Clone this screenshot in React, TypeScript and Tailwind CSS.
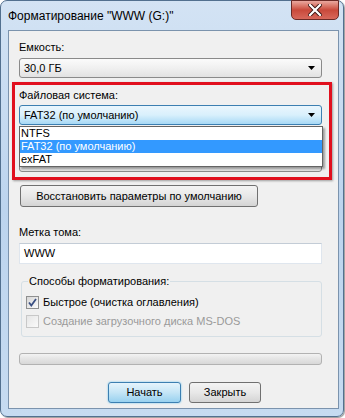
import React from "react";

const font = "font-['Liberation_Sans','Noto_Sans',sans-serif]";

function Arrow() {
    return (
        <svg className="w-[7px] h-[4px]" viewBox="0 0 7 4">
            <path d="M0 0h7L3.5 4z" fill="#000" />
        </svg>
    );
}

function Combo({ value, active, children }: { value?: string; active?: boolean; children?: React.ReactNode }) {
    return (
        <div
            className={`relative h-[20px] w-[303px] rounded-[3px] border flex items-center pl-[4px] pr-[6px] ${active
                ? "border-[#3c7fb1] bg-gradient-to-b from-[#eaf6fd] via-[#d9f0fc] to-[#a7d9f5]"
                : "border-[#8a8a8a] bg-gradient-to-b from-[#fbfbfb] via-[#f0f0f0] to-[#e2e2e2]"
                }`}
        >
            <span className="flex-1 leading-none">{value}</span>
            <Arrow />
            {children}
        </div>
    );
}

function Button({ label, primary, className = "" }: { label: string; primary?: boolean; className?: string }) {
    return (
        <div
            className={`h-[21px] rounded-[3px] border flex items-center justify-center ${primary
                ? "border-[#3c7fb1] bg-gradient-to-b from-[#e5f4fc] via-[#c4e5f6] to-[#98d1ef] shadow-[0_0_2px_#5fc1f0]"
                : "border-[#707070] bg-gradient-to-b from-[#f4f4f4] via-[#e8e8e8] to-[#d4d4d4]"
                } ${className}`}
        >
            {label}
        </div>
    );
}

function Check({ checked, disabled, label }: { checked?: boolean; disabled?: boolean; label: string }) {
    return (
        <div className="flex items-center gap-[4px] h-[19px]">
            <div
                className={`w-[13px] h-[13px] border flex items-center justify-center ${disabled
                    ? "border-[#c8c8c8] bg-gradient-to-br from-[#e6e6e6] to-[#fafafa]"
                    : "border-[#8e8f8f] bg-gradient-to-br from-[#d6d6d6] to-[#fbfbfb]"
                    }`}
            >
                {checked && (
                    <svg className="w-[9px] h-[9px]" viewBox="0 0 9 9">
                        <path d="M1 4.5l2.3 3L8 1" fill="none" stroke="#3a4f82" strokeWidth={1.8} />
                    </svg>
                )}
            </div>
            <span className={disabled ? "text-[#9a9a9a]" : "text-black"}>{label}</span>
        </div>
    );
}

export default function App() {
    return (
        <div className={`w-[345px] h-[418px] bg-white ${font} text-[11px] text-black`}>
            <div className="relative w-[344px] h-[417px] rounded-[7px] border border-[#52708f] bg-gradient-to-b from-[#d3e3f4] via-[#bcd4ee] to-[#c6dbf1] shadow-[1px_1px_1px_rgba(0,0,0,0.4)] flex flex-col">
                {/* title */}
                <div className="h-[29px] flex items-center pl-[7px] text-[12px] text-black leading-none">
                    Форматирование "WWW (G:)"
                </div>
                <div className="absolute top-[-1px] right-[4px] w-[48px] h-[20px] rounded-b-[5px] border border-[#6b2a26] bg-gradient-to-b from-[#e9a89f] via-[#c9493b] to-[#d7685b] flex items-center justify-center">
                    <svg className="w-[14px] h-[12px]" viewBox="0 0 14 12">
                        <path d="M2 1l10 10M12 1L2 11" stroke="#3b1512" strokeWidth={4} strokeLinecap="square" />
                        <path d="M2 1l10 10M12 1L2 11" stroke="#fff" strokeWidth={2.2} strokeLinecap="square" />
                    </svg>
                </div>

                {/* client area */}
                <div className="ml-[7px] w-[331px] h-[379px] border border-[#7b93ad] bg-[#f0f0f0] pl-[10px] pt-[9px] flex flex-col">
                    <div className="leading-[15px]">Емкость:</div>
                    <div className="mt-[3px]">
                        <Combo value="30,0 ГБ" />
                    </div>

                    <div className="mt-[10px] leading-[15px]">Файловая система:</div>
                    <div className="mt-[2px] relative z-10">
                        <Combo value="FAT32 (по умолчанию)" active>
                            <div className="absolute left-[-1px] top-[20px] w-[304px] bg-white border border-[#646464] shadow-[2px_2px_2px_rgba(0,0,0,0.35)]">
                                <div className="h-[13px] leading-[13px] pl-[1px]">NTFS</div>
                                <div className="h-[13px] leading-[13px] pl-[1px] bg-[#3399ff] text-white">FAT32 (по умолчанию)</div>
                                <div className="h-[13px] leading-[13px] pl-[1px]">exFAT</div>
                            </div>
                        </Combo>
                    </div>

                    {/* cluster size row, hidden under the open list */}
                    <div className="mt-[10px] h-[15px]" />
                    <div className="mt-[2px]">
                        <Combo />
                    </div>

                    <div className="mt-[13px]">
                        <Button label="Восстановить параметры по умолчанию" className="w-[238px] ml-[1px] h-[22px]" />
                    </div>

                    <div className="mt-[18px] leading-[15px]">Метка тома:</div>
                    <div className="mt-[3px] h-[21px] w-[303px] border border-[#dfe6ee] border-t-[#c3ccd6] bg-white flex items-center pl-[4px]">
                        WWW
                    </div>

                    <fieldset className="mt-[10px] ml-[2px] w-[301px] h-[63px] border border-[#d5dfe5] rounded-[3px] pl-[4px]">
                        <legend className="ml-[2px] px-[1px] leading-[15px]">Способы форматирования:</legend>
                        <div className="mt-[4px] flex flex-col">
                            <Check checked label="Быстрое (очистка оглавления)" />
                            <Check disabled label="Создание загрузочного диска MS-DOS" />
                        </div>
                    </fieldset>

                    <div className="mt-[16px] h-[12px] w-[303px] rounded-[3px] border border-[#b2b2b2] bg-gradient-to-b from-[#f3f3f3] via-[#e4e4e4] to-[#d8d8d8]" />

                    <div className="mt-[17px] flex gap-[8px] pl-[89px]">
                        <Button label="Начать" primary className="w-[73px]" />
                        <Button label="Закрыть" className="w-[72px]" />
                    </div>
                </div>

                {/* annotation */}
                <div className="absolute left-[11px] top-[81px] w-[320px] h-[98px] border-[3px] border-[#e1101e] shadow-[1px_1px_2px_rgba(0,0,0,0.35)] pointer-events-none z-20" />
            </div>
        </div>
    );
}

━━━━━━━━━━

*TASK INSTRUCTIONS*
Retype everything in the material word for word, minus pictures.

*EXERCISE ANSWER*
Clone this screenshot in React, TypeScript and Tailwind CSS.
import React from "react";

const font = "font-['Liberation_Sans','Noto_Sans',sans-serif]";

function Arrow() {
    return (
        <svg className="w-[7px] h-[4px]" viewBox="0 0 7 4">
            <path d="M0 0h7L3.5 4z" fill="#000" />
        </svg>
    );
}

function Combo({ value, active, children }: { value?: string; active?: boolean; children?: React.ReactNode }) {
    return (
        <div
            className={`relative h-[20px] w-[303px] rounded-[3px] border flex items-center pl-[4px] pr-[6px] ${active
                ? "border-[#3c7fb1] bg-gradient-to-b from-[#eaf6fd] via-[#d9f0fc] to-[#a7d9f5]"
                : "border-[#8a8a8a] bg-gradient-to-b from-[#fbfbfb] via-[#f0f0f0] to-[#e2e2e2]"
                }`}
        >
            <span className="flex-1 leading-none">{value}</span>
            <Arrow />
            {children}
        </div>
    );
}

function Button({ label, primary, className = "" }: { label: string; primary?: boolean; className?: string }) {
    return (
        <div
            className={`h-[21px] rounded-[3px] border flex items-center justify-center ${primary
                ? "border-[#3c7fb1] bg-gradient-to-b from-[#e5f4fc] via-[#c4e5f6] to-[#98d1ef] shadow-[0_0_2px_#5fc1f0]"
                : "border-[#707070] bg-gradient-to-b from-[#f4f4f4] via-[#e8e8e8] to-[#d4d4d4]"
                } ${className}`}
        >
            {label}
        </div>
    );
}

function Check({ checked, disabled, label }: { checked?: boolean; disabled?: boolean; label: string }) {
    return (
        <div className="flex items-center gap-[4px] h-[19px]">
            <div
                className={`w-[13px] h-[13px] border flex items-center justify-center ${disabled
                    ? "border-[#c8c8c8] bg-gradient-to-br from-[#e6e6e6] to-[#fafafa]"
                    : "border-[#8e8f8f] bg-gradient-to-br from-[#d6d6d6] to-[#fbfbfb]"
                    }`}
            >
                {checked && (
                    <svg className="w-[9px] h-[9px]" viewBox="0 0 9 9">
                        <path d="M1 4.5l2.3 3L8 1" fill="none" stroke="#3a4f82" strokeWidth={1.8} />
                    </svg>
                )}
            </div>
            <span className={disabled ? "text-[#9a9a9a]" : "text-black"}>{label}</span>
        </div>
    );
}

export default function App() {
    return (
        <div className={`w-[345px] h-[418px] bg-white ${font} text-[11px] text-black`}>
            <div className="relative w-[344px] h-[417px] rounded-[7px] border border-[#52708f] bg-gradient-to-b from-[#d3e3f4] via-[#bcd4ee] to-[#c6dbf1] shadow-[1px_1px_1px_rgba(0,0,0,0.4)] flex flex-col">
                {/* title */}
                <div className="h-[29px] flex items-center pl-[7px] text-[12px] text-black leading-none">
                    Форматирование "WWW (G:)"
                </div>
                <div className="absolute top-[-1px] right-[4px] w-[48px] h-[20px] rounded-b-[5px] border border-[#6b2a26] bg-gradient-to-b from-[#e9a89f] via-[#c9493b] to-[#d7685b] flex items-center justify-center">
                    <svg className="w-[14px] h-[12px]" viewBox="0 0 14 12">
                        <path d="M2 1l10 10M12 1L2 11" stroke="#3b1512" strokeWidth={4} strokeLinecap="square" />
                        <path d="M2 1l10 10M12 1L2 11" stroke="#fff" strokeWidth={2.2} strokeLinecap="square" />
                    </svg>
                </div>

                {/* client area */}
                <div className="ml-[7px] w-[331px] h-[379px] border border-[#7b93ad] bg-[#f0f0f0] pl-[10px] pt-[9px] flex flex-col">
                    <div className="leading-[15px]">Емкость:</div>
                    <div className="mt-[3px]">
                        <Combo value="30,0 ГБ" />
                    </div>

                    <div className="mt-[10px] leading-[15px]">Файловая система:</div>
                    <div className="mt-[2px] relative z-10">
                        <Combo value="FAT32 (по умолчанию)" active>
                            <div className="absolute left-[-1px] top-[20px] w-[304px] bg-white border border-[#646464] shadow-[2px_2px_2px_rgba(0,0,0,0.35)]">
                                <div className="h-[13px] leading-[13px] pl-[1px]">NTFS</div>
                                <div className="h-[13px] leading-[13px] pl-[1px] bg-[#3399ff] text-white">FAT32 (по умолчанию)</div>
                                <div className="h-[13px] leading-[13px] pl-[1px]">exFAT</div>
                            </div>
                        </Combo>
                    </div>

                    {/* cluster size row, hidden under the open list */}
                    <div className="mt-[10px] h-[15px]" />
                    <div className="mt-[2px]">
                        <Combo />
                    </div>

                    <div className="mt-[13px]">
                        <Button label="Восстановить параметры по умолчанию" className="w-[238px] ml-[1px] h-[22px]" />
                    </div>

                    <div className="mt-[18px] leading-[15px]">Метка тома:</div>
                    <div className="mt-[3px] h-[21px] w-[303px] border border-[#dfe6ee] border-t-[#c3ccd6] bg-white flex items-center pl-[4px]">
                        WWW
                    </div>

                    <fieldset className="mt-[10px] ml-[2px] w-[301px] h-[63px] border border-[#d5dfe5] rounded-[3px] pl-[4px]">
                        <legend className="ml-[2px] px-[1px] leading-[15px]">Способы форматирования:</legend>
                        <div className="mt-[4px] flex flex-col">
                            <Check checked label="Быстрое (очистка оглавления)" />
                            <Check disabled label="Создание загрузочного диска MS-DOS" />
                        </div>
                    </fieldset>

                    <div className="mt-[16px] h-[12px] w-[303px] rounded-[3px] border border-[#b2b2b2] bg-gradient-to-b from-[#f3f3f3] via-[#e4e4e4] to-[#d8d8d8]" />

                    <div className="mt-[17px] flex gap-[8px] pl-[89px]">
                        <Button label="Начать" primary className="w-[73px]" />
                        <Button label="Закрыть" className="w-[72px]" />
                    </div>
                </div>

                {/* annotation */}
                <div className="absolute left-[11px] top-[81px] w-[320px] h-[98px] border-[3px] border-[#e1101e] shadow-[1px_1px_2px_rgba(0,0,0,0.35)] pointer-events-none z-20" />
            </div>
        </div>
    );
}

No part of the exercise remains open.